YOUR GOAL:
Scan the entries below and count the lines holding the string "this". Supply only the number.

━━━━━ MATERIAL PROVIDED ━━━━━

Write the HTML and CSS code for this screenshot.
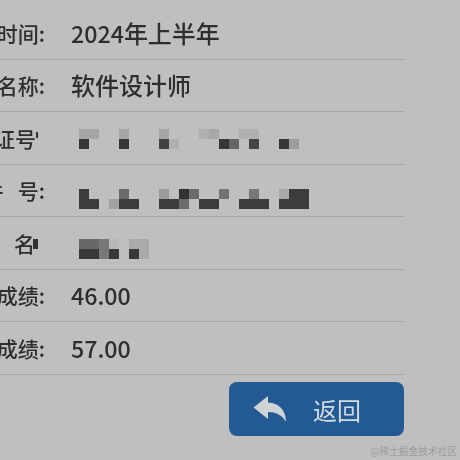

━━━━━
━━━━━ MATERIAL PROVIDED ━━━━━

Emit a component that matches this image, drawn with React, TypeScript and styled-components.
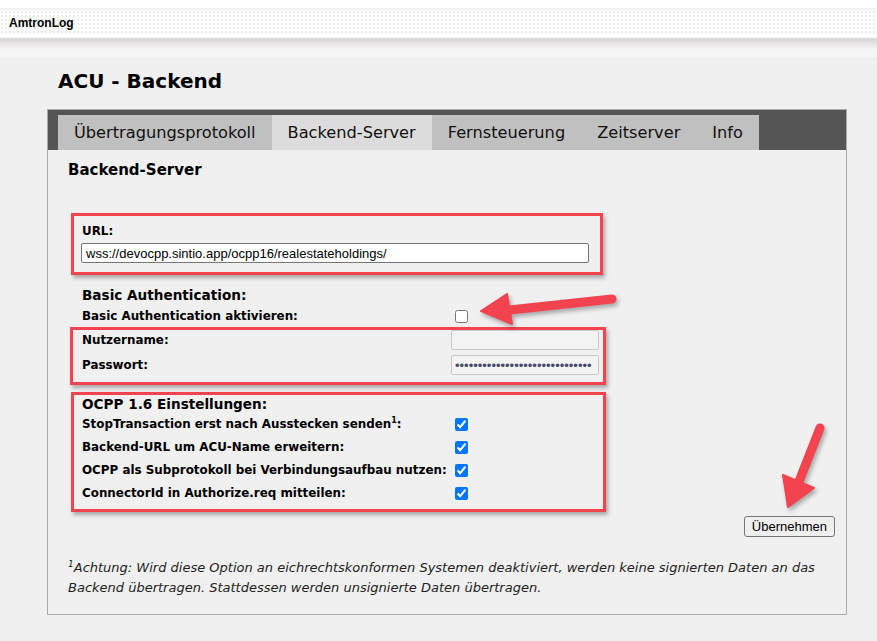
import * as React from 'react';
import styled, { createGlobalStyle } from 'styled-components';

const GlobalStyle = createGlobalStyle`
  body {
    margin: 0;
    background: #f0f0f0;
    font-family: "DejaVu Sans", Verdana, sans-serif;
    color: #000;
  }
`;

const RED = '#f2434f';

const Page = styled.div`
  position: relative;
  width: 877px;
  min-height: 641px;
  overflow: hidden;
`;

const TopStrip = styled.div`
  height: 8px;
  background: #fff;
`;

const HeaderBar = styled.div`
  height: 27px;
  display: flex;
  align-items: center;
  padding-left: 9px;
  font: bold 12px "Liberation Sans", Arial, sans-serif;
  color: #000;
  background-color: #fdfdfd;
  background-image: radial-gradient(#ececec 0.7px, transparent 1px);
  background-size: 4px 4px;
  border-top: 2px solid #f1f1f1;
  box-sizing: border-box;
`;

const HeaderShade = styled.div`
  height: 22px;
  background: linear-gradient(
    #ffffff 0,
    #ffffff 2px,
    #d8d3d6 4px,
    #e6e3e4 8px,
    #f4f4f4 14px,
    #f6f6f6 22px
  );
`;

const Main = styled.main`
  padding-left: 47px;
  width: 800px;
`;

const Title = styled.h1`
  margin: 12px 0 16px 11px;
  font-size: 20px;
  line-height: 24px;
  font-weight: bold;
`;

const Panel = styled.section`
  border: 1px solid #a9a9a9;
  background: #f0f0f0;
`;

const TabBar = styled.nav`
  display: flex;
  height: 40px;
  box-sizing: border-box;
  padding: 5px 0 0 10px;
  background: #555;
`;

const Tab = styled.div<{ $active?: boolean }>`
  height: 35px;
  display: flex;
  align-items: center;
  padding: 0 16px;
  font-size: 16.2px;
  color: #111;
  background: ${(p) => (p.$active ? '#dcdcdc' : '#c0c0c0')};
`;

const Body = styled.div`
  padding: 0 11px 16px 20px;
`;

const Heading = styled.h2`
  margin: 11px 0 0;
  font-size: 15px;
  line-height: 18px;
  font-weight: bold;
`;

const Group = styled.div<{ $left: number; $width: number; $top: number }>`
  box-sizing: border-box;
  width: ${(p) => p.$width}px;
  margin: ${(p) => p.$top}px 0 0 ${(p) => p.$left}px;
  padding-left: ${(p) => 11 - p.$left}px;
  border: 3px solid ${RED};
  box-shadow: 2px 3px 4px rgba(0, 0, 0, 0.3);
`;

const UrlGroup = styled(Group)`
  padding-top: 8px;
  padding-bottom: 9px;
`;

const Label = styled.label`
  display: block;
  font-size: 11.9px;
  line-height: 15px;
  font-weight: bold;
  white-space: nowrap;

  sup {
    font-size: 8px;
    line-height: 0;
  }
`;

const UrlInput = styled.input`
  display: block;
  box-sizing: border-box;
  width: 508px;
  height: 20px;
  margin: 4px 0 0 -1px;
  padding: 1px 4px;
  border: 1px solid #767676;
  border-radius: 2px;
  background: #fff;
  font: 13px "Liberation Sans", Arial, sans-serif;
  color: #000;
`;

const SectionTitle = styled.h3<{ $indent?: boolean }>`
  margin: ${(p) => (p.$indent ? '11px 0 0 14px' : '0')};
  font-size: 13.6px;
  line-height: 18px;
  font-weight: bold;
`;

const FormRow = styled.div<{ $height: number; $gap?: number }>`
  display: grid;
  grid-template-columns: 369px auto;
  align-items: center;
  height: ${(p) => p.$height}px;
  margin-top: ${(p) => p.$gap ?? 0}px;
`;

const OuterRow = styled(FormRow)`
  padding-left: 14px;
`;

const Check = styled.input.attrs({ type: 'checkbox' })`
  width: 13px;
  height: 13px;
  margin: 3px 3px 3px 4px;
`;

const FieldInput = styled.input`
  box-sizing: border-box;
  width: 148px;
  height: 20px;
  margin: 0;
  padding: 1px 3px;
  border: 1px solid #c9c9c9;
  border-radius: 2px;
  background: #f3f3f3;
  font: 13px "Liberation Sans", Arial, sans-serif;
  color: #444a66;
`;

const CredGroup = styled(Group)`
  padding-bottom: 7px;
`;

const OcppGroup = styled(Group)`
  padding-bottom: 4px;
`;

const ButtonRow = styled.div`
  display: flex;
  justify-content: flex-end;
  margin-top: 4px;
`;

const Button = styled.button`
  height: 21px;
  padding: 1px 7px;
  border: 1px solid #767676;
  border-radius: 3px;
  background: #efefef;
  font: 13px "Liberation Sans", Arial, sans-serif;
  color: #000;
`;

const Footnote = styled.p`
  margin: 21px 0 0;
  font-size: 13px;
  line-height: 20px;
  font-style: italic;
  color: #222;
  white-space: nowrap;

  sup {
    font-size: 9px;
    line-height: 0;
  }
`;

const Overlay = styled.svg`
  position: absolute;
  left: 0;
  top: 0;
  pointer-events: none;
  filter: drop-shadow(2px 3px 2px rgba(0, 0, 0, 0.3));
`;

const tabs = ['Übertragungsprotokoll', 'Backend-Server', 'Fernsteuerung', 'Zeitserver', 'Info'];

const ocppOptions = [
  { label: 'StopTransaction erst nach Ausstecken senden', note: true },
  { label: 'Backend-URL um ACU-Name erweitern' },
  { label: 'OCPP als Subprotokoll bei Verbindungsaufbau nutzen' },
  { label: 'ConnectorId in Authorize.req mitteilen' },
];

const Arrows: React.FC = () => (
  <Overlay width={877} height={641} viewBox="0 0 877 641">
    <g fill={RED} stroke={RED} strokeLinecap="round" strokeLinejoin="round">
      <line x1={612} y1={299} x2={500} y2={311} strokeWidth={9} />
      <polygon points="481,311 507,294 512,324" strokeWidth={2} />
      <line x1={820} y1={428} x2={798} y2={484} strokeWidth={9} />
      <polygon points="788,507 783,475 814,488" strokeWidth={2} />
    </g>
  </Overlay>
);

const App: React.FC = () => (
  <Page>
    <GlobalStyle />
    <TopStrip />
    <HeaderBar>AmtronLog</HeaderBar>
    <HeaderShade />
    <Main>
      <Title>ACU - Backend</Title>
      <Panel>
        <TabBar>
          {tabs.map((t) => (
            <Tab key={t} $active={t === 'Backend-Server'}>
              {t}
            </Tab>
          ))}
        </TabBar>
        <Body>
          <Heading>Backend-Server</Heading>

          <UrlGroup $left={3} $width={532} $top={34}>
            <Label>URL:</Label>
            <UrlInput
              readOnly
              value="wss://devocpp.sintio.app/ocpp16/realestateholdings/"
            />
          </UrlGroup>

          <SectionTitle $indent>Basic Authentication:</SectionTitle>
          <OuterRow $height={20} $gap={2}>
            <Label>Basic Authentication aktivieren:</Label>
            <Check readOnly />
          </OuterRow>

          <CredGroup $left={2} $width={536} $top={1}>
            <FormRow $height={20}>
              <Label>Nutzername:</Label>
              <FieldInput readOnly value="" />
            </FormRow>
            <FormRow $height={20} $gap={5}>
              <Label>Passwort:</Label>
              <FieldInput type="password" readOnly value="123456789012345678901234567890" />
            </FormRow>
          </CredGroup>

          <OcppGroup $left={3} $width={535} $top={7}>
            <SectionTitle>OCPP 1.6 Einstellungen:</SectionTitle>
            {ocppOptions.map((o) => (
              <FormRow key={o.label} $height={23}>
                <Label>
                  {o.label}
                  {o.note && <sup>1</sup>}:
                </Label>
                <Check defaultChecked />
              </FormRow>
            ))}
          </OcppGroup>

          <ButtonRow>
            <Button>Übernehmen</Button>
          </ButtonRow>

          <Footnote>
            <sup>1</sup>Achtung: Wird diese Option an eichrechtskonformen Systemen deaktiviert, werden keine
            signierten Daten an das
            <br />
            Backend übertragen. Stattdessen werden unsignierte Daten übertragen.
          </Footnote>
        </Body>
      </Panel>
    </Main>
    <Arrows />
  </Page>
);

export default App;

━━━━━

THE SOLUTION:
2